Premises liability cases, under Alabama law, involve numerous variables, so its hard to predict the outcome of a particular case. But even if the homeowner prevails in court, the defense of such a lawsuit is likely to be expensive and might still count as a mark against you with an insurance company. The best idea is to try to prevent injuries on your property, and that's exactly what we tried to do.
A Popeyes spokesperson already seems to be thinking of lawsuits, as seen from this reporting at TMZ, which indicates the company has no plans to remove the famed chicken sandwich from its menu -- at least until a few more homicides occur on its premises:
Popeyes' wildly popular chicken sandwich will remain on menus nationwide, despite the chaos it's causing at several locations ... including a fatal stabbing.
A rep for the fried chicken fast-food chain tells TMZ the sandwich is still available ... meaning it's not being pulled in the wake of scattered mayhem erupting across the country since its return to the menu this week. . . .
The chicken chain says the safety of its employees and customers is always a priority, and franchisees have worked to boost staffing during this craze to be ready to serve guests quickly and safely.

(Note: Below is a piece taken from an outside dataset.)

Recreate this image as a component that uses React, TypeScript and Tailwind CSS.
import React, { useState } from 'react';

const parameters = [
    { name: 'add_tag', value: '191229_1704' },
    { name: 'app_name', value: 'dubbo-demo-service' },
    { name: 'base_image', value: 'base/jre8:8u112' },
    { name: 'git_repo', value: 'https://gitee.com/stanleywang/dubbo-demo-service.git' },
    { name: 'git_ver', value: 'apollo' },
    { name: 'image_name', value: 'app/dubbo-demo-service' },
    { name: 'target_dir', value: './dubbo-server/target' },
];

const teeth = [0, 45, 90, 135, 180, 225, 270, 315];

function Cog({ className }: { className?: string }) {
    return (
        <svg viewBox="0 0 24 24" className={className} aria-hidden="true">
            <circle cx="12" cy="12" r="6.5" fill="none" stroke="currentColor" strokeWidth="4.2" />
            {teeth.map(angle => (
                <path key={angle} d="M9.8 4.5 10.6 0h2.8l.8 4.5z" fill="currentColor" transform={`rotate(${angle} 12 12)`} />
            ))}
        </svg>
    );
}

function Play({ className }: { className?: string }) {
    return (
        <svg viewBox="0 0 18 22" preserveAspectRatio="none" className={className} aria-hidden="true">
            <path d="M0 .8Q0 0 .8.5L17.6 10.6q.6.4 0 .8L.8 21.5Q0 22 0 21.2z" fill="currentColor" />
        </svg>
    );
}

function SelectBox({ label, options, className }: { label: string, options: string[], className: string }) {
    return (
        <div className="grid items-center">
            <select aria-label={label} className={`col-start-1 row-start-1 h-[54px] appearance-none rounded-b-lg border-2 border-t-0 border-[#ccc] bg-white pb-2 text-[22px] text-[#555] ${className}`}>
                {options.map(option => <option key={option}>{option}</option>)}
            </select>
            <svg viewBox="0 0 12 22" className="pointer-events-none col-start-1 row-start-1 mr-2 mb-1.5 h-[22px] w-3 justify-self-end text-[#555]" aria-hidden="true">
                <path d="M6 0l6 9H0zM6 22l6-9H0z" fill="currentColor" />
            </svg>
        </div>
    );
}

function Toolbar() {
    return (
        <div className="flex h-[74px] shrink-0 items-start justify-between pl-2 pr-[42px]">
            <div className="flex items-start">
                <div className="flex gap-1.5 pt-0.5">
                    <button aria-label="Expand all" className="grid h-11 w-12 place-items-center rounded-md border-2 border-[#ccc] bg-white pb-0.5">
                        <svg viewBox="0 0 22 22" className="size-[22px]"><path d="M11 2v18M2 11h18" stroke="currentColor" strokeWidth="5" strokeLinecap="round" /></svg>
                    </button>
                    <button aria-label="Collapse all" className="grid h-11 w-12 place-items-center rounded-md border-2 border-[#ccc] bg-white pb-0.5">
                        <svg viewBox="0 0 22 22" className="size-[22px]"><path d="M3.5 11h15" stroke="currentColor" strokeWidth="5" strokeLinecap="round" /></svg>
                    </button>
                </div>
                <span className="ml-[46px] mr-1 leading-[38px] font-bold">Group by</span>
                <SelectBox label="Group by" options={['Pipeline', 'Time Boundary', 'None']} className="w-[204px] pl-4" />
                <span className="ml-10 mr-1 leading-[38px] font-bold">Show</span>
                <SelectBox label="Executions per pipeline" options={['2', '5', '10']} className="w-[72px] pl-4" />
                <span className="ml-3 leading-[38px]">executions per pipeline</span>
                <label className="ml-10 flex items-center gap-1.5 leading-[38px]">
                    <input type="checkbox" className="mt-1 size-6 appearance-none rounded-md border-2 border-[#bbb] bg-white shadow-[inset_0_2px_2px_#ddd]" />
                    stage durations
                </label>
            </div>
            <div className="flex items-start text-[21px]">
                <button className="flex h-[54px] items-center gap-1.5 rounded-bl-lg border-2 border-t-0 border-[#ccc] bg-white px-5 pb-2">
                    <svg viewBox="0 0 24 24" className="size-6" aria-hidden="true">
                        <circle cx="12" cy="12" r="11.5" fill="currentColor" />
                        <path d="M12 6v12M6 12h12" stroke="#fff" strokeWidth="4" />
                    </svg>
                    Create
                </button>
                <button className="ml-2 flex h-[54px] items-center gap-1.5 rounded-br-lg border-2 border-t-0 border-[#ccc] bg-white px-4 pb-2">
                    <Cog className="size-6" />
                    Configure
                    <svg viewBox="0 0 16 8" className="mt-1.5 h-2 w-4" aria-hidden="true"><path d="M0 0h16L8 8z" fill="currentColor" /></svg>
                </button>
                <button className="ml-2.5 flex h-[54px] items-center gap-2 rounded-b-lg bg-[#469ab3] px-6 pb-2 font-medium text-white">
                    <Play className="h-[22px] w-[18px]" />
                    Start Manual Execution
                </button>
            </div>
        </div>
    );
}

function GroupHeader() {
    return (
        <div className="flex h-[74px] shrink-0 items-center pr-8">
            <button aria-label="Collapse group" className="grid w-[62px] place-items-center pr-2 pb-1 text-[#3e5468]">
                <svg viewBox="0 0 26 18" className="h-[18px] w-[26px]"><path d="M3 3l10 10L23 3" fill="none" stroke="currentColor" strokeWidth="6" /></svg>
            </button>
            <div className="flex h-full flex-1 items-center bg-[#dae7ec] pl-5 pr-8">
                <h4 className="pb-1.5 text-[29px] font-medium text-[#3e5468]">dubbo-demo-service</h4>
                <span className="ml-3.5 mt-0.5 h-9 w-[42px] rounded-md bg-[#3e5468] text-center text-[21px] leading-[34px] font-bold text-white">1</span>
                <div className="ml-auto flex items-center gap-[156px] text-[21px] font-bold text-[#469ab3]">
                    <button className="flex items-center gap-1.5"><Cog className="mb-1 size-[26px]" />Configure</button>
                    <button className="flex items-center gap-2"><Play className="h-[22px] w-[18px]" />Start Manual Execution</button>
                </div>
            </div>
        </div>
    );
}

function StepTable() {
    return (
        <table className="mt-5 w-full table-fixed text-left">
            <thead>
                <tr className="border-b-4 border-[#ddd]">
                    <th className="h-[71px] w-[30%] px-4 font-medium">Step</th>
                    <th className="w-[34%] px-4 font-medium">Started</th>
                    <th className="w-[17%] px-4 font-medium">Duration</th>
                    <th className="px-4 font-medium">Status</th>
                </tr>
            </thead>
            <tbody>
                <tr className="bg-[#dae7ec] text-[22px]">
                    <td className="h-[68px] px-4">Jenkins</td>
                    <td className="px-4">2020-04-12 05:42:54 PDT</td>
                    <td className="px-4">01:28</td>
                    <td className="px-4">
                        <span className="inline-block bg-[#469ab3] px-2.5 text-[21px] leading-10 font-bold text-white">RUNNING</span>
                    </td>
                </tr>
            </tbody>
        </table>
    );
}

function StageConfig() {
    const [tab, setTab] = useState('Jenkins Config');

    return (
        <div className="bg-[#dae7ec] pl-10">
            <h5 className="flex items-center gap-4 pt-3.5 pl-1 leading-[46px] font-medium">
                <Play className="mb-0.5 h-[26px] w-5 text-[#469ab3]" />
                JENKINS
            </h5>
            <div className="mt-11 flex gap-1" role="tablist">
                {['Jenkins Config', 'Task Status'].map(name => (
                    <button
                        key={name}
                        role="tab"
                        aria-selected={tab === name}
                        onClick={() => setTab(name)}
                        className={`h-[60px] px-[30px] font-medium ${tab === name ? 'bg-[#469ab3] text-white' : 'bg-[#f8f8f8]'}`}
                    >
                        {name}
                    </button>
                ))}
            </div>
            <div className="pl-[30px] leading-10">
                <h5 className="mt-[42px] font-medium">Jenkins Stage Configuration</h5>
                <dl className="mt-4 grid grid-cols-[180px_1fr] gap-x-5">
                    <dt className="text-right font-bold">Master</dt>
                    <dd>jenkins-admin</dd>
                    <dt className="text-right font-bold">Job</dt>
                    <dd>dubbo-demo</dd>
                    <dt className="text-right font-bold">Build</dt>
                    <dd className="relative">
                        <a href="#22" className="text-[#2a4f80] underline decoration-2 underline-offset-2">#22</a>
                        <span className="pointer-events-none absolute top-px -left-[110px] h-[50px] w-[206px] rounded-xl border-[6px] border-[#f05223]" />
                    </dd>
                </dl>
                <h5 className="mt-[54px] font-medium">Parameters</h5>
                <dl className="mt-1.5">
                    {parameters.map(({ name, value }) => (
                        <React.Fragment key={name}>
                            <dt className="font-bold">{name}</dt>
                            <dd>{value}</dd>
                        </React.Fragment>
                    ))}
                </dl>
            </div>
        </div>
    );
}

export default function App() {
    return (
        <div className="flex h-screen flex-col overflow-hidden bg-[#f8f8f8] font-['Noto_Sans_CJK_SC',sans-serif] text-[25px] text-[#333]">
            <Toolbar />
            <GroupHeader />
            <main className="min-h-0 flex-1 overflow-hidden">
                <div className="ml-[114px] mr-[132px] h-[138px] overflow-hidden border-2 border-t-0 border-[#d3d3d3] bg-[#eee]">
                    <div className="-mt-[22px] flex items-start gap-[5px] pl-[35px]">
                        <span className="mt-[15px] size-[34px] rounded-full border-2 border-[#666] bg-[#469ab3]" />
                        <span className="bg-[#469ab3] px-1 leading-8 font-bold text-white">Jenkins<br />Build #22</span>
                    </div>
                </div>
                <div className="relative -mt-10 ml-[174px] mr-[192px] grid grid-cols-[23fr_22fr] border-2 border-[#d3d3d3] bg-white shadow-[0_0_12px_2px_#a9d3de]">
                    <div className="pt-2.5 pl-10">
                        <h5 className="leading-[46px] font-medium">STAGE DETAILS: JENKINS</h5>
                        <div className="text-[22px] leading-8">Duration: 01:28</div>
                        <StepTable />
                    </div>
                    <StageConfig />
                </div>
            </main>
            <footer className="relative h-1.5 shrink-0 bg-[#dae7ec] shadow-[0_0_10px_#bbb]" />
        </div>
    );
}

It adds that most Popeyes restaurants are franchised and "additional onsite security matters are handled by the franchisees."

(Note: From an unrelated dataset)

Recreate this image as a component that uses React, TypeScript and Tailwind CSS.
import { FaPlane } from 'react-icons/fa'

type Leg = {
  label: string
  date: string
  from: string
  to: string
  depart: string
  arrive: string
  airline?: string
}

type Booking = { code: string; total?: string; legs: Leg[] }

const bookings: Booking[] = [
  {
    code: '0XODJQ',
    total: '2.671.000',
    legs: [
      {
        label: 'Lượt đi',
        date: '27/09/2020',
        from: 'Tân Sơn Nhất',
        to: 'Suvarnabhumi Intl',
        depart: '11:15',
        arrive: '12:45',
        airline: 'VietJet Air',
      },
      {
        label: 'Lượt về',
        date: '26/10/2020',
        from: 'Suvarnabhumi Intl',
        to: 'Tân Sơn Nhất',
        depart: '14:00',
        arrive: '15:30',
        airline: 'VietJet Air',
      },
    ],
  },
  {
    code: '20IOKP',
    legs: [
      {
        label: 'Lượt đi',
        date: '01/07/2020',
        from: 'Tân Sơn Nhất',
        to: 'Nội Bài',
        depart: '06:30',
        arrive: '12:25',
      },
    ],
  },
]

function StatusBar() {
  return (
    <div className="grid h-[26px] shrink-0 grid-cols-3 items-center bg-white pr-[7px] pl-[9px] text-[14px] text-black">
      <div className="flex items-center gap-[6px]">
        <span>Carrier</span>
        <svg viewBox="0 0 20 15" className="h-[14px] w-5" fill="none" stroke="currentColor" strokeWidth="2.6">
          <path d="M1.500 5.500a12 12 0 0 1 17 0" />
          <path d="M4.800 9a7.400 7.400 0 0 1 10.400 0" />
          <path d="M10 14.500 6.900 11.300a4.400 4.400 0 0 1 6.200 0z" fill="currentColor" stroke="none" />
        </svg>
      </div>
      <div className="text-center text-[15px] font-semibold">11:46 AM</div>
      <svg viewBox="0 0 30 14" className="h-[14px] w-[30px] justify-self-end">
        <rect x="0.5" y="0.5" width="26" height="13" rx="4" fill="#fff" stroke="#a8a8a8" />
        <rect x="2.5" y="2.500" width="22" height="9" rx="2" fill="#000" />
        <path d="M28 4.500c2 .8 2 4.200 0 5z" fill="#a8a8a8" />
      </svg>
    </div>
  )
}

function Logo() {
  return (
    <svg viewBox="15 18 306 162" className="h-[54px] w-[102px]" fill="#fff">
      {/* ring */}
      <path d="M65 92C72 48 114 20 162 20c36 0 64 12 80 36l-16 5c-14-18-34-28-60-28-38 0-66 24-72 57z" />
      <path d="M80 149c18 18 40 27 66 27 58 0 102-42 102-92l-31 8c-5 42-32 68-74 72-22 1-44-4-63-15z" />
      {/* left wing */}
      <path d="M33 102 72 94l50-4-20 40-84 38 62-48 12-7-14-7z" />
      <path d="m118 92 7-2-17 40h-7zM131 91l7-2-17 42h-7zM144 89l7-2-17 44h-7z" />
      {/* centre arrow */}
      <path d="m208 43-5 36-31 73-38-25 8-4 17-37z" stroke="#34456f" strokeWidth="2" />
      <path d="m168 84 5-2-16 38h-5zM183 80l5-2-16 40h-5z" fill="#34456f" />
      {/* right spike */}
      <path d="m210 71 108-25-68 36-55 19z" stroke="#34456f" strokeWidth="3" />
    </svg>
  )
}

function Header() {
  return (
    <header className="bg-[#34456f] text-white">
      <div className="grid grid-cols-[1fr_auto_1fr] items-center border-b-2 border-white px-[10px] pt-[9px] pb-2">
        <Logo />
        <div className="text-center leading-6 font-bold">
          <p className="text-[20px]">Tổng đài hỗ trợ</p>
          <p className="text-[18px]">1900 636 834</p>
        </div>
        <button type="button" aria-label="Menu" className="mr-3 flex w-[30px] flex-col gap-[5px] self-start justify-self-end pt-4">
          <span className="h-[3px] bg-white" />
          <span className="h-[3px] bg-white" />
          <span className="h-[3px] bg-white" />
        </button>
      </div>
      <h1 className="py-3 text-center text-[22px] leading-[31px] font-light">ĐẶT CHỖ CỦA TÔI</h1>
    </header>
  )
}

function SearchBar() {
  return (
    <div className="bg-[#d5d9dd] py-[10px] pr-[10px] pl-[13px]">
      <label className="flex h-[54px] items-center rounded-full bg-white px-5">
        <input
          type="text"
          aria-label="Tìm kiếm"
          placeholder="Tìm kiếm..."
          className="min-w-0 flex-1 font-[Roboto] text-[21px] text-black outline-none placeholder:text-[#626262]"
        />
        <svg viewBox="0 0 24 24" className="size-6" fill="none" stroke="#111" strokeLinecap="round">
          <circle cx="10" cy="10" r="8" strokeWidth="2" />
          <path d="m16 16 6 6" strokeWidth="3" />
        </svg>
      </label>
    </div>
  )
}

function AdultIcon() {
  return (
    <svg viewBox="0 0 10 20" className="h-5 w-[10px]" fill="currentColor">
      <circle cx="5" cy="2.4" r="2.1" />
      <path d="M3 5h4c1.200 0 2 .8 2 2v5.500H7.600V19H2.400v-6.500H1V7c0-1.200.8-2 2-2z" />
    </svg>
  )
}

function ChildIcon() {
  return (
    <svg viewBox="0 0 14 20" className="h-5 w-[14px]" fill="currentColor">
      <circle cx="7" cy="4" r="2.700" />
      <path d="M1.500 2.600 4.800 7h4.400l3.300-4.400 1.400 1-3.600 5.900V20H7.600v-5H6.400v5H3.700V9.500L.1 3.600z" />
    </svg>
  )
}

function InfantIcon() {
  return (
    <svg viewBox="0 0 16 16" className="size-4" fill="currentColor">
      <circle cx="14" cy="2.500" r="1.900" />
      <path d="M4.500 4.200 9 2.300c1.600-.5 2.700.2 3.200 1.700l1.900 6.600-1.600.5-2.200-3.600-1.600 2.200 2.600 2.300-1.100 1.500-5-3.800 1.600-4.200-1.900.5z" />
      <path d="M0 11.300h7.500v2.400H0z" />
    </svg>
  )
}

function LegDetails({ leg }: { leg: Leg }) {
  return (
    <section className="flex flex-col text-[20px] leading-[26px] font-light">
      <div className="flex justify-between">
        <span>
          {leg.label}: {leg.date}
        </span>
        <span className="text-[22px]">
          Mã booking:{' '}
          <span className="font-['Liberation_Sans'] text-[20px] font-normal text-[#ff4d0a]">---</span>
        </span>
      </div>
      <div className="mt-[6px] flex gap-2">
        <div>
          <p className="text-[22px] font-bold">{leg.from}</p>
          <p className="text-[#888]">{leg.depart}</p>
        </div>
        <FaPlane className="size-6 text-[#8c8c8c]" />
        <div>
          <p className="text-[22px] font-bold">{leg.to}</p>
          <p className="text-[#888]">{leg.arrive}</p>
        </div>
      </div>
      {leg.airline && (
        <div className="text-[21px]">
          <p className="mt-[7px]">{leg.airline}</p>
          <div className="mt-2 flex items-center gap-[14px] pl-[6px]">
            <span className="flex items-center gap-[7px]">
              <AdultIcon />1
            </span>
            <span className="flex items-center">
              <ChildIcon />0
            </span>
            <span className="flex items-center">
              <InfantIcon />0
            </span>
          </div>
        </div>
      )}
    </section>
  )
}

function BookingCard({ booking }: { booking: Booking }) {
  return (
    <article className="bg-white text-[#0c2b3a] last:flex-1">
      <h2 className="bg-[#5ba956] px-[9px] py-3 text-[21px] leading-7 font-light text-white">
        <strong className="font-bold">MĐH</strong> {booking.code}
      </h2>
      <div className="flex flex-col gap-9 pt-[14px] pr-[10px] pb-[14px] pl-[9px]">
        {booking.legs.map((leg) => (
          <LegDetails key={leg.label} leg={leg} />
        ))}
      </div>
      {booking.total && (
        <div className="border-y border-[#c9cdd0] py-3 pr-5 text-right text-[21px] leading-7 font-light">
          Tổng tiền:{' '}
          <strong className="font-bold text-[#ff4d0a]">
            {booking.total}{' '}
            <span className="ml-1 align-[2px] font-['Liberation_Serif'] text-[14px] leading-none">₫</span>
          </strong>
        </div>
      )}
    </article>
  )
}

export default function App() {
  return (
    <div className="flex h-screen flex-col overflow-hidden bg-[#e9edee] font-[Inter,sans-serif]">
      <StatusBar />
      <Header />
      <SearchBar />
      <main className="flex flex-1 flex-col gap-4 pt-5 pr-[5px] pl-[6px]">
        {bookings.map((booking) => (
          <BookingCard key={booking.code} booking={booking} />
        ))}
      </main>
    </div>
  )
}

Ah, so franchisees are the responsible parties? I'm sure they will be delighted the company shared this information with . . . oh, everybody on the Web. As for Popeyes itself, that defense is known -- in the trade -- as "Dear God, please sue the other guy!"
We will strive to keep track of how well that works. If I were working for Popeyes' insurance company, I would prepare to start writing out checks.
That reminds me . . . all of this journalism stuff is making me hungry. Think I need a spicy chicken sandwich -- and nobody had better get in my way.